L’archevêque de Paris s’est spécialement déplacé à Tallinn, en Estonie, pour participer à la rencontre européenne et ainsi être présent pour l’annonce officielle, faite par le prieur de Taizé, à l’issue de la veillée de prière du lundi 30 décembre : la prochaine rencontre européenne de Taizé aura lieu à Paris, du 28 décembre 2025 au 1er janvier 2026. Elle n’avait pas eu lieu dans cette ville depuis 2002. « Cela fait longtemps que je pense à inviter la communauté de Taizé », explique Mgr Ulrich, qui connaît bien la communauté implantée en Bourgogne. « Lorsque j’étais évêque de Chambéry, puis de Lille, j’ai toujours eu à cœur que les jeunes du diocèse vivent un séjour à Taizé, raconte-t-il. Taizé offre aux jeunes une expérience spirituelle forte, grâce à une atmosphère de prière propice à la découverte de la vie intérieure ». A cette expérience de prière, s’ajoute « une vie fraternelle » marquée par les rencontres internationales.
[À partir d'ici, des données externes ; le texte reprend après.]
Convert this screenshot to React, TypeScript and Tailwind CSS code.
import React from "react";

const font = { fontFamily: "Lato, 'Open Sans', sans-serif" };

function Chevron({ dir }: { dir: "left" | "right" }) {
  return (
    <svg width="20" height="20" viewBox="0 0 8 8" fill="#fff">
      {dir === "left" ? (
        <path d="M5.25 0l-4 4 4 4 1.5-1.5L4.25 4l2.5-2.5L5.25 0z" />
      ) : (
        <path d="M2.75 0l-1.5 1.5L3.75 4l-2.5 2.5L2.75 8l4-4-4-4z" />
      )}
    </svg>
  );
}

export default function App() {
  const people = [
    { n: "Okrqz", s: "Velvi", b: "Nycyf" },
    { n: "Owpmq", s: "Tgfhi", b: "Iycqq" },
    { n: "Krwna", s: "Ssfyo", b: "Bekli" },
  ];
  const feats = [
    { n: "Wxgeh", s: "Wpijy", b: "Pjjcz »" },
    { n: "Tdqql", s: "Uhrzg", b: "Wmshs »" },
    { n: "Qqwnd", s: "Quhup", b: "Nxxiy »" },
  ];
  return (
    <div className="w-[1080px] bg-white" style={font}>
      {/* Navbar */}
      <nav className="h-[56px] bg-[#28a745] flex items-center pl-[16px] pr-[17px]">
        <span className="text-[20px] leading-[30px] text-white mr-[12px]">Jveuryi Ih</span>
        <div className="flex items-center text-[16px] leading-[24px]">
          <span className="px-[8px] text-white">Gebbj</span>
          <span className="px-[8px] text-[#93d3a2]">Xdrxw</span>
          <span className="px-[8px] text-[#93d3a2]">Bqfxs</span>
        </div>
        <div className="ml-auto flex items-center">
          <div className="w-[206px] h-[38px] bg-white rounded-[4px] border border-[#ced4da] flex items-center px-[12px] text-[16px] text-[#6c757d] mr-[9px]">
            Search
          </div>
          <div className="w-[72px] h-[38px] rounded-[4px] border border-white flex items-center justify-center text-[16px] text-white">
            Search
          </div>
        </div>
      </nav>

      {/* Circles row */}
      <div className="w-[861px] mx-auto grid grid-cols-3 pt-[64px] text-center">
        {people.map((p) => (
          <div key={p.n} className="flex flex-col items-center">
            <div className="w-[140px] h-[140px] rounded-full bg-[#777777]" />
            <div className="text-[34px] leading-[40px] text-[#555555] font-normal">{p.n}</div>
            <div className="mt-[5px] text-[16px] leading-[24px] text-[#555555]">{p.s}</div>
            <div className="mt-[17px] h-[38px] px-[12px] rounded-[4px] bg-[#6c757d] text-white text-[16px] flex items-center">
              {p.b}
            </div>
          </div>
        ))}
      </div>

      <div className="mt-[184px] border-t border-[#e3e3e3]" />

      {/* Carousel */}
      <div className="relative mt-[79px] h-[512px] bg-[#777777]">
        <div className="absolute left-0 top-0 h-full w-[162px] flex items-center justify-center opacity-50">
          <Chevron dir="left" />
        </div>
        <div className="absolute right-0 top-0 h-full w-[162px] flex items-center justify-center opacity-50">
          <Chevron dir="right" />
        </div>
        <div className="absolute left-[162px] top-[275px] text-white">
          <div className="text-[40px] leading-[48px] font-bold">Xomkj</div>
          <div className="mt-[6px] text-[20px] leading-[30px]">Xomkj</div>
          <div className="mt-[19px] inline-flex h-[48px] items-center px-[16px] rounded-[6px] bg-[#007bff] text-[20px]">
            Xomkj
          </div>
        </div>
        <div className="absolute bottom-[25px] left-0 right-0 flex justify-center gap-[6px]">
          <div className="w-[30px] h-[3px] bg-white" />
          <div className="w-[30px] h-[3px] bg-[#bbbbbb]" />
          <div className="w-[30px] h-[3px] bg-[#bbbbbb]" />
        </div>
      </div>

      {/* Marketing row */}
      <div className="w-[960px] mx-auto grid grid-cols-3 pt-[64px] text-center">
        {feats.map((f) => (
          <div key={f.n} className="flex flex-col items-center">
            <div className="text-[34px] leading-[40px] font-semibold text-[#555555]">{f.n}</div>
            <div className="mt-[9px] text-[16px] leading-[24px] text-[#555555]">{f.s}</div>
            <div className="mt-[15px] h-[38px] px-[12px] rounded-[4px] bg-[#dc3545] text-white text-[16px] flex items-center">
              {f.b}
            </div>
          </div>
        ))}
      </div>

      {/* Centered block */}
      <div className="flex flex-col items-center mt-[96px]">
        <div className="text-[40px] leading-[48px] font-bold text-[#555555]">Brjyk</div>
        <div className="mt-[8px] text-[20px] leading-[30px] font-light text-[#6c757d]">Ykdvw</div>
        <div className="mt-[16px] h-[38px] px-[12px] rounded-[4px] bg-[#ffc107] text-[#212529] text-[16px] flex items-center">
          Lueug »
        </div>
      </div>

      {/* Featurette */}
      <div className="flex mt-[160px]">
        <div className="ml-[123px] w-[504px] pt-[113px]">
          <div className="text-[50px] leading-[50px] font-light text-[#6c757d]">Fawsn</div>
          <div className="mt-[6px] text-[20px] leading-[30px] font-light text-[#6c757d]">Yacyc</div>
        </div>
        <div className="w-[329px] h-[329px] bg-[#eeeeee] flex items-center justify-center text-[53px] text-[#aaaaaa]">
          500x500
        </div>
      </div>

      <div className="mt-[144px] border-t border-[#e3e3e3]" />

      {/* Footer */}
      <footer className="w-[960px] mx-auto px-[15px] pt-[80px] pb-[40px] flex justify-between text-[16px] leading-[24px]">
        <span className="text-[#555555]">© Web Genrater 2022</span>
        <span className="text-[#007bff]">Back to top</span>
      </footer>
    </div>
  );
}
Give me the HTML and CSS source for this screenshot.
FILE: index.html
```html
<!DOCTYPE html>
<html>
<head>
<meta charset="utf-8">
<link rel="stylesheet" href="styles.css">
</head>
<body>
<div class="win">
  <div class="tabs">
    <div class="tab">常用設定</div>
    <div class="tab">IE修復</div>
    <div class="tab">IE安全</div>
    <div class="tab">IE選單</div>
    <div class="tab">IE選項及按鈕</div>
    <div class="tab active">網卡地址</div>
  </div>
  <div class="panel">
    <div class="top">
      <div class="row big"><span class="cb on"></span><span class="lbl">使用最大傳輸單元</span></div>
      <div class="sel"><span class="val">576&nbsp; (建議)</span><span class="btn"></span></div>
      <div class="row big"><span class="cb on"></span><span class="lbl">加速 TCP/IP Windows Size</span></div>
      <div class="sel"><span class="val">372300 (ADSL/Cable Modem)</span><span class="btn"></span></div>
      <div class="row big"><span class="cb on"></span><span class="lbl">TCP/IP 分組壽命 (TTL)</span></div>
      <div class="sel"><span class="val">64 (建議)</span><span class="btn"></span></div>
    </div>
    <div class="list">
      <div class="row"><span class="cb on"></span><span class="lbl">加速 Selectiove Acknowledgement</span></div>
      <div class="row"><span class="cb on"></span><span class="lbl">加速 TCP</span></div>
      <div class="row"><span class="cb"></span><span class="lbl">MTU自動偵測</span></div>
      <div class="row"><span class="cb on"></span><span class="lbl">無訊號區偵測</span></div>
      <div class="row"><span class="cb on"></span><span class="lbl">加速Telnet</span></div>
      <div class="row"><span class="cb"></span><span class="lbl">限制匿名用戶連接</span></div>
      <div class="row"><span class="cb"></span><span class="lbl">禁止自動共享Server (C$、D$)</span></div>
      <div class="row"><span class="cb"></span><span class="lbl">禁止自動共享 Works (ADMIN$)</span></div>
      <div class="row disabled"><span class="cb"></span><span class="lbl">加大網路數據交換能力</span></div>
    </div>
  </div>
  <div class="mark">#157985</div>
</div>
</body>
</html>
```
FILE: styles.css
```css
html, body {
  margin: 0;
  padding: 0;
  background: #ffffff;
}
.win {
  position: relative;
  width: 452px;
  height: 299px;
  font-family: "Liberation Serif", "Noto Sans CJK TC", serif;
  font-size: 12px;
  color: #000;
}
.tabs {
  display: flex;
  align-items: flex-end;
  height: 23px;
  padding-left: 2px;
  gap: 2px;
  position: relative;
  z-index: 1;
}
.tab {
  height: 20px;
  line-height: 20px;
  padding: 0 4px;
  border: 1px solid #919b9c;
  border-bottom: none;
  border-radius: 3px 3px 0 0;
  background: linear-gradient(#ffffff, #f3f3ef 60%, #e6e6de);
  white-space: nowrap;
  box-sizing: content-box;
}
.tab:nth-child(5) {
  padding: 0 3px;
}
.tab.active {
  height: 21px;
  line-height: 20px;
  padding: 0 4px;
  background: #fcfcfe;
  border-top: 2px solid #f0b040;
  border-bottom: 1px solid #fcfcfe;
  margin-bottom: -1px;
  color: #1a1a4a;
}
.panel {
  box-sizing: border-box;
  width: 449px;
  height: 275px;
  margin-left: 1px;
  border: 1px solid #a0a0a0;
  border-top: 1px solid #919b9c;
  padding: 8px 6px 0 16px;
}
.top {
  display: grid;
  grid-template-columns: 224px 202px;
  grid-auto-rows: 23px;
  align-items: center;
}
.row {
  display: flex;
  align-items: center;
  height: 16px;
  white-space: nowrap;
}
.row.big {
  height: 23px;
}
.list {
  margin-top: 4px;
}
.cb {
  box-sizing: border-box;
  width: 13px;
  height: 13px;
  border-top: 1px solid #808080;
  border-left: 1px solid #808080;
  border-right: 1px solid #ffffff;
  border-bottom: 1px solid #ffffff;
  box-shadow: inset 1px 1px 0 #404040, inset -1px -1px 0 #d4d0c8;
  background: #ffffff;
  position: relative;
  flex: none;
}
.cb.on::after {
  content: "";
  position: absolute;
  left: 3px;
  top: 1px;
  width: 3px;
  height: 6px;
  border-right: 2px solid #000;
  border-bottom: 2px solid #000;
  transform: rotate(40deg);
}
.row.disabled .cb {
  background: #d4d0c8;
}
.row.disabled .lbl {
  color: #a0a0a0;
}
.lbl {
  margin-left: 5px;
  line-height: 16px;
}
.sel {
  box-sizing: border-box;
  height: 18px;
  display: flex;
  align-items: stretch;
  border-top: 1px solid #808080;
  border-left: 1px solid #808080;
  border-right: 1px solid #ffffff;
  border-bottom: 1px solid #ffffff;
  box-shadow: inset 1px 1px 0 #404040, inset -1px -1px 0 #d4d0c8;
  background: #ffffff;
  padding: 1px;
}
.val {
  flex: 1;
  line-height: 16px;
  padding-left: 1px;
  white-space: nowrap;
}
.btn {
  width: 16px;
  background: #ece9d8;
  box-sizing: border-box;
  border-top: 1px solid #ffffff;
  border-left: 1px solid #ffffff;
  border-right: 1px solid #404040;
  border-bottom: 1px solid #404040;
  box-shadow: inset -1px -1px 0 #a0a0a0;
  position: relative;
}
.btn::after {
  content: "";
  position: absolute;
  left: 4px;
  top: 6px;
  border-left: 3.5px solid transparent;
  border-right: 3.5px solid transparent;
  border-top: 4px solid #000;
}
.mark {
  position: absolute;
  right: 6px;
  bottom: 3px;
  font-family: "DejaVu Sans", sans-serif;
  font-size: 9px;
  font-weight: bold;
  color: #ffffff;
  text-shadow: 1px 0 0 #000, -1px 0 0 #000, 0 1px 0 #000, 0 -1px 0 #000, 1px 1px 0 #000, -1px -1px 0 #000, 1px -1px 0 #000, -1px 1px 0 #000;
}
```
Une ouverture que Mgr Ulrich souhaite faire vivre à toute l’Île-de-France.
« Notre métropole dépasse la ville de Paris et il y a, dans toute la région francilienne, beaucoup d’enjeux d’ouverture au monde ». Accompagné à Tallinn par l’évêque auxiliaire de Meaux, Mgr Guillaume de Lisle, Mgr Ulrich insiste : « cette invitation provient des huit diocèses d’Île-de-France, ainsi que du Conseil des Églises chrétiennes en France, qui réunit les responsables des Églises catholique, protestantes et orthodoxes. « C’est important que toute notre jeunesse chrétienne se reconnaisse, et qu’elle se voit vivante et priante », explique Mgr Ulrich. « Ils seront aussi heureux d’entendre ce langage d’ouverture propre à Taizé, qui recoupe leurs préoccupations pour le monde ».
Dans une vidéo transmise à la communauté de Taizé, la maire de Paris, Anne Hidalgo, partage sa joie d’accueillir « ces journées de dialogue, de réflexion et de partage » qui rassemblent les jeunes autour « de valeurs d’ouverture et de fraternité. Des valeurs que Paris, ville d’accueil et ville refuge, porte également avec beaucoup de fierté ».